*Problem description*
Every line of the material is to be quoted verbatim, minus the pictures.

*Information provided*

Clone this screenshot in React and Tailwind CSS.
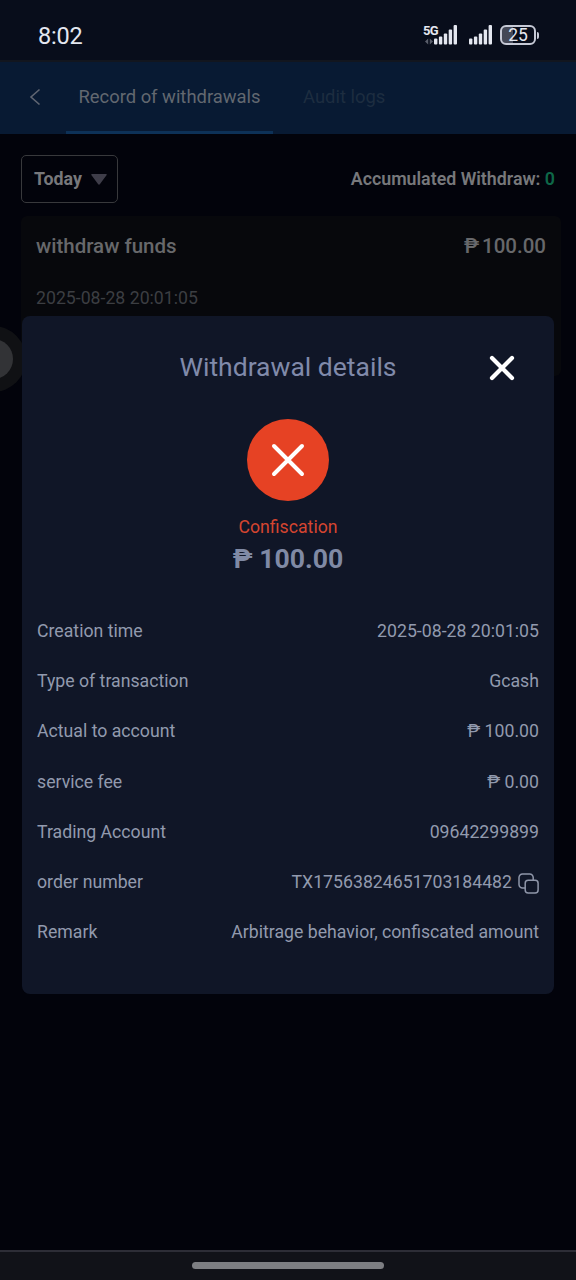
const DETAILS = [
  { label: "Creation time", value: "2025-08-28 20:01:05" },
  { label: "Type of transaction", value: "Gcash" },
  { label: "Actual to account", value: "₱ 100.00" },
  { label: "service fee", value: "₱ 0.00" },
  { label: "Trading Account", value: "09642299899" },
  { label: "order number", value: "TX17563824651703184482", copy: true },
  { label: "Remark", value: "Arbitrage behavior, confiscated amount" },
];

function SignalBars() {
  return (
    <svg width="23" height="20" viewBox="0 0 23 20" fill="#e4e7f0">
      <rect x="0" y="13.5" width="3.4" height="6" rx="1" />
      <rect x="4.9" y="11.5" width="3.4" height="8" rx="1" />
      <rect x="9.8" y="8.5" width="3.4" height="11" rx="1" />
      <rect x="14.7" y="4.5" width="3.4" height="15" rx="1" />
      <rect x="19.6" y="0" width="3.4" height="19.5" rx="1" />
    </svg>
  );
}

function StatusBar() {
  return (
    <div className="flex h-[60px] items-start justify-between bg-[#080d1b] pl-[38px] pr-[37px] text-[#e4e7f0]">
      <span className="mt-[19px] text-[23.500px] leading-[34px] tracking-[-0.2px]">8:02</span>
      <div className="mt-[25px] flex items-start">
        <div className="relative flex h-5 w-[33px] justify-end">
          <span className="absolute left-[-1px] top-[-1px] text-[13px] font-bold leading-[13px] tracking-[-0.8px]">5G</span>
          <svg className="absolute left-[1px] top-[13px]" width="8" height="7" viewBox="0 0 9 7" fill="#5a5e6b">
            <path d="M0 3.5 3.6 0v7zM9 3.5 5.4 0v7z" />
          </svg>
          <SignalBars />
        </div>
        <div className="ml-[12px]">
          <SignalBars />
        </div>
        <div className="ml-[8px] flex items-center">
          <div className="flex h-[20px] w-[36px] items-center justify-center rounded-[6px] border-2 border-[#c6c9d6] bg-linear-to-r from-[#444857] from-35% to-[#080d1b] to-35% text-[17.500px] leading-none">
            <span className="pt-px">25</span>
          </div>
          <div className="ml-px h-[7px] w-[2px] rounded-r bg-[#c6c9d6]" />
        </div>
      </div>
    </div>
  );
}

function Header() {
  return (
    <div className="flex h-[74px] border-t-2 border-[#12161f] bg-[#081a33] text-[18.400px] leading-[69px]">
      <div className="flex w-[66px] items-center pb-[3px] pl-[29px]">
        <svg width="12" height="18" viewBox="0 0 12 18" fill="none" stroke="#606672" strokeWidth="1.6">
          <path d="M10.5 1.5 2 9l8.500 7.500" />
        </svg>
      </div>
      <div className="w-[207px] border-b-[3px] border-[#0d3157] text-center text-[#626870]">Record of withdrawals</div>
      <div className="ml-[30px] text-[#1d2d40]">Audit logs</div>
    </div>
  );
}

function FilterRow() {
  return (
    <div className="flex h-[48px] items-center justify-between text-[17.800px] font-bold leading-[24px] text-[#77787b]">
      <div className="flex h-full w-[97px] items-center rounded-[5px] border border-[#38393c] pl-[12px]">
        <span>Today</span>
        <svg className="ml-[9px]" width="16" height="11" viewBox="0 0 16 11" fill="#3e3d49">
          <path d="M1 0h14q1.500 0 .5 1.300L9 10q-1 1.300-2 0L.5 1.300Q-.5 0 1 0" />
        </svg>
      </div>
      <div className="font-semibold">
        Accumulated Withdraw: <span className="text-[#0e6748]">0</span>
      </div>
    </div>
  );
}

function RecordCard() {
  return (
    <div className="mr-[-6px] mt-[13px] h-[160px] rounded-[6px] bg-[#07080c] px-[15px] pt-[15px]">
      <div className="flex justify-between text-[20.500px] font-medium leading-[30px] text-[#67686b]">
        <span>withdraw funds</span>
        <span className="flex gap-[3px]"><span>₱</span><span>100.00</span></span>
      </div>
      <div className="mt-[24px] text-[17.700px] leading-[26px] text-[#3c3e42]">2025-08-28 20:01:05</div>
    </div>
  );
}

function CopyIcon() {
  return (
    <svg className="ml-[6px] mt-[2px]" width="21" height="21" viewBox="0 0 21 21" fill="none" stroke="#8f96a9" strokeWidth="1.500">
      <path d="M7.200 15H4.500A3.500 3.500 0 0 1 1 11.500v-7A3.500 3.500 0 0 1 4.500 1h7.200A3.500 3.500 0 0 1 15.200 4.500V7" />
      <rect x="7.200" y="7.200" width="12.900" height="12.900" rx="3" />
    </svg>
  );
}

function WithdrawalDialog() {
  return (
    <div className="absolute left-[22px] top-[316px] h-[678px] w-[532px] rounded-[8px] bg-[#101627] text-[#929aae]">
      <div className="relative pt-[33px] text-center text-[26.500px] leading-[36px] text-[#808aaa]">
        Withdrawal details
        <svg className="absolute right-[39px] top-[39px]" width="26" height="26" viewBox="0 0 26 26" stroke="#ffffff" strokeWidth="4.200" strokeLinecap="round">
          <path d="m3 3 20 20M23 3 3 23" />
        </svg>
      </div>

      <div className="mt-[34px] flex flex-col items-center">
        <div className="flex size-[82px] items-center justify-center rounded-full bg-[#e64224]">
          <svg width="34" height="34" viewBox="0 0 34 34" stroke="#ffffff" strokeWidth="4" strokeLinecap="round">
            <path d="m3 3 28 28M31 3 3 31" />
          </svg>
        </div>
        <div className="mt-[13px] text-[17.700px] leading-[26px] text-[#d54530]">Confiscation</div>
        <div className="text-[26.600px] font-bold leading-[38px] text-[#808aa5]">₱ 100.00</div>
      </div>

      <div className="mt-[28px] px-[15px] text-[17.700px]">
        {DETAILS.map((item) => (
          <div key={item.label} className="flex h-[50.250px] items-center justify-between">
            <span>{item.label}</span>
            <span className="flex items-center">
              {item.value}
              {item.copy && <CopyIcon />}
            </span>
          </div>
        ))}
      </div>
    </div>
  );
}

export default function App() {
  return (
    <div className="relative flex h-[1280px] w-[576px] flex-col overflow-hidden bg-[#02030b] font-['Roboto',sans-serif]">
      <StatusBar />
      <Header />
      <div className="flex-1 px-[21px] pt-[21px]">
        <FilterRow />
        <RecordCard />
      </div>
      <div className="flex h-[30px] justify-center border-t-2 border-[#2d2d36] bg-[#111218] pt-[10px]">
        <div className="h-[7px] w-[192px] rounded-full bg-[#7d7e82]" />
      </div>

      {/* floating assist button, half off the left edge */}
      <div className="absolute left-[-40px] top-[326px] flex size-[66px] items-center justify-center rounded-full bg-[#101114]">
        <div className="size-[40px] rounded-full bg-[#323336]" />
      </div>
      <WithdrawalDialog />
    </div>
  );
}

*Task response*
Clone this screenshot in React and Tailwind CSS.
const DETAILS = [
  { label: "Creation time", value: "2025-08-28 20:01:05" },
  { label: "Type of transaction", value: "Gcash" },
  { label: "Actual to account", value: "₱ 100.00" },
  { label: "service fee", value: "₱ 0.00" },
  { label: "Trading Account", value: "09642299899" },
  { label: "order number", value: "TX17563824651703184482", copy: true },
  { label: "Remark", value: "Arbitrage behavior, confiscated amount" },
];

function SignalBars() {
  return (
    <svg width="23" height="20" viewBox="0 0 23 20" fill="#e4e7f0">
      <rect x="0" y="13.5" width="3.4" height="6" rx="1" />
      <rect x="4.9" y="11.5" width="3.4" height="8" rx="1" />
      <rect x="9.8" y="8.5" width="3.4" height="11" rx="1" />
      <rect x="14.7" y="4.5" width="3.4" height="15" rx="1" />
      <rect x="19.6" y="0" width="3.4" height="19.5" rx="1" />
    </svg>
  );
}

function StatusBar() {
  return (
    <div className="flex h-[60px] items-start justify-between bg-[#080d1b] pl-[38px] pr-[37px] text-[#e4e7f0]">
      <span className="mt-[19px] text-[23.500px] leading-[34px] tracking-[-0.2px]">8:02</span>
      <div className="mt-[25px] flex items-start">
        <div className="relative flex h-5 w-[33px] justify-end">
          <span className="absolute left-[-1px] top-[-1px] text-[13px] font-bold leading-[13px] tracking-[-0.8px]">5G</span>
          <svg className="absolute left-[1px] top-[13px]" width="8" height="7" viewBox="0 0 9 7" fill="#5a5e6b">
            <path d="M0 3.5 3.6 0v7zM9 3.5 5.4 0v7z" />
          </svg>
          <SignalBars />
        </div>
        <div className="ml-[12px]">
          <SignalBars />
        </div>
        <div className="ml-[8px] flex items-center">
          <div className="flex h-[20px] w-[36px] items-center justify-center rounded-[6px] border-2 border-[#c6c9d6] bg-linear-to-r from-[#444857] from-35% to-[#080d1b] to-35% text-[17.500px] leading-none">
            <span className="pt-px">25</span>
          </div>
          <div className="ml-px h-[7px] w-[2px] rounded-r bg-[#c6c9d6]" />
        </div>
      </div>
    </div>
  );
}

function Header() {
  return (
    <div className="flex h-[74px] border-t-2 border-[#12161f] bg-[#081a33] text-[18.400px] leading-[69px]">
      <div className="flex w-[66px] items-center pb-[3px] pl-[29px]">
        <svg width="12" height="18" viewBox="0 0 12 18" fill="none" stroke="#606672" strokeWidth="1.6">
          <path d="M10.5 1.5 2 9l8.500 7.500" />
        </svg>
      </div>
      <div className="w-[207px] border-b-[3px] border-[#0d3157] text-center text-[#626870]">Record of withdrawals</div>
      <div className="ml-[30px] text-[#1d2d40]">Audit logs</div>
    </div>
  );
}

function FilterRow() {
  return (
    <div className="flex h-[48px] items-center justify-between text-[17.800px] font-bold leading-[24px] text-[#77787b]">
      <div className="flex h-full w-[97px] items-center rounded-[5px] border border-[#38393c] pl-[12px]">
        <span>Today</span>
        <svg className="ml-[9px]" width="16" height="11" viewBox="0 0 16 11" fill="#3e3d49">
          <path d="M1 0h14q1.500 0 .5 1.300L9 10q-1 1.300-2 0L.5 1.300Q-.5 0 1 0" />
        </svg>
      </div>
      <div className="font-semibold">
        Accumulated Withdraw: <span className="text-[#0e6748]">0</span>
      </div>
    </div>
  );
}

function RecordCard() {
  return (
    <div className="mr-[-6px] mt-[13px] h-[160px] rounded-[6px] bg-[#07080c] px-[15px] pt-[15px]">
      <div className="flex justify-between text-[20.500px] font-medium leading-[30px] text-[#67686b]">
        <span>withdraw funds</span>
        <span className="flex gap-[3px]"><span>₱</span><span>100.00</span></span>
      </div>
      <div className="mt-[24px] text-[17.700px] leading-[26px] text-[#3c3e42]">2025-08-28 20:01:05</div>
    </div>
  );
}

function CopyIcon() {
  return (
    <svg className="ml-[6px] mt-[2px]" width="21" height="21" viewBox="0 0 21 21" fill="none" stroke="#8f96a9" strokeWidth="1.500">
      <path d="M7.200 15H4.500A3.500 3.500 0 0 1 1 11.500v-7A3.500 3.500 0 0 1 4.500 1h7.200A3.500 3.500 0 0 1 15.200 4.500V7" />
      <rect x="7.200" y="7.200" width="12.900" height="12.900" rx="3" />
    </svg>
  );
}

function WithdrawalDialog() {
  return (
    <div className="absolute left-[22px] top-[316px] h-[678px] w-[532px] rounded-[8px] bg-[#101627] text-[#929aae]">
      <div className="relative pt-[33px] text-center text-[26.500px] leading-[36px] text-[#808aaa]">
        Withdrawal details
        <svg className="absolute right-[39px] top-[39px]" width="26" height="26" viewBox="0 0 26 26" stroke="#ffffff" strokeWidth="4.200" strokeLinecap="round">
          <path d="m3 3 20 20M23 3 3 23" />
        </svg>
      </div>

      <div className="mt-[34px] flex flex-col items-center">
        <div className="flex size-[82px] items-center justify-center rounded-full bg-[#e64224]">
          <svg width="34" height="34" viewBox="0 0 34 34" stroke="#ffffff" strokeWidth="4" strokeLinecap="round">
            <path d="m3 3 28 28M31 3 3 31" />
          </svg>
        </div>
        <div className="mt-[13px] text-[17.700px] leading-[26px] text-[#d54530]">Confiscation</div>
        <div className="text-[26.600px] font-bold leading-[38px] text-[#808aa5]">₱ 100.00</div>
      </div>

      <div className="mt-[28px] px-[15px] text-[17.700px]">
        {DETAILS.map((item) => (
          <div key={item.label} className="flex h-[50.250px] items-center justify-between">
            <span>{item.label}</span>
            <span className="flex items-center">
              {item.value}
              {item.copy && <CopyIcon />}
            </span>
          </div>
        ))}
      </div>
    </div>
  );
}

export default function App() {
  return (
    <div className="relative flex h-[1280px] w-[576px] flex-col overflow-hidden bg-[#02030b] font-['Roboto',sans-serif]">
      <StatusBar />
      <Header />
      <div className="flex-1 px-[21px] pt-[21px]">
        <FilterRow />
        <RecordCard />
      </div>
      <div className="flex h-[30px] justify-center border-t-2 border-[#2d2d36] bg-[#111218] pt-[10px]">
        <div className="h-[7px] w-[192px] rounded-full bg-[#7d7e82]" />
      </div>

      {/* floating assist button, half off the left edge */}
      <div className="absolute left-[-40px] top-[326px] flex size-[66px] items-center justify-center rounded-full bg-[#101114]">
        <div className="size-[40px] rounded-full bg-[#323336]" />
      </div>
      <WithdrawalDialog />
    </div>
  );
}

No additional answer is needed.